Mitigating the Unintended Consequences of the CURES Act

Originally approved June 2022


While recognizing the value of improved patient access to medical records and the importance of reducing “information blocking,” the American College of Emergency Physicians (ACEP) believes that direct communication and discussion of clinical results between the emergency department (ED) care team and the patient/patient representative prior to patient-level access to results is a best practice in emergency care. Any regulations that lessen an ED’s ability to meet this practice may cause undue confusion and anxiety for patients and their advocate(s). Further, viewability of clinical results before they can be placed in context by the ED care team may increase the potential for avoidable reactionary events which may negatively impact the patient’s health, threaten the wellness of the ED care team, contribute to a hostile working environment, or lead to workplace violence based on misinterpretation of clinical results.

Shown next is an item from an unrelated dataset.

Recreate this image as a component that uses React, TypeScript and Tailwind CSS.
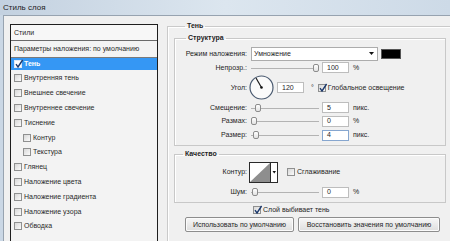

Hospitals and EDs must collaborate to establish policies and procedures that support the in-person and contemporaneous presentation and discussion of results by an emergency physician or member of the ED care team to maximize patient knowledge and minimize the potential for patient or caregiver misinterpretation of externally released results. Additionally, robust advocacy is essential for a clear ED exception (“carve out”) to the Cures Act that affords hospitals and EDs an efficient mechanism to be in place to delay release of these results for a minimum of 24 hours.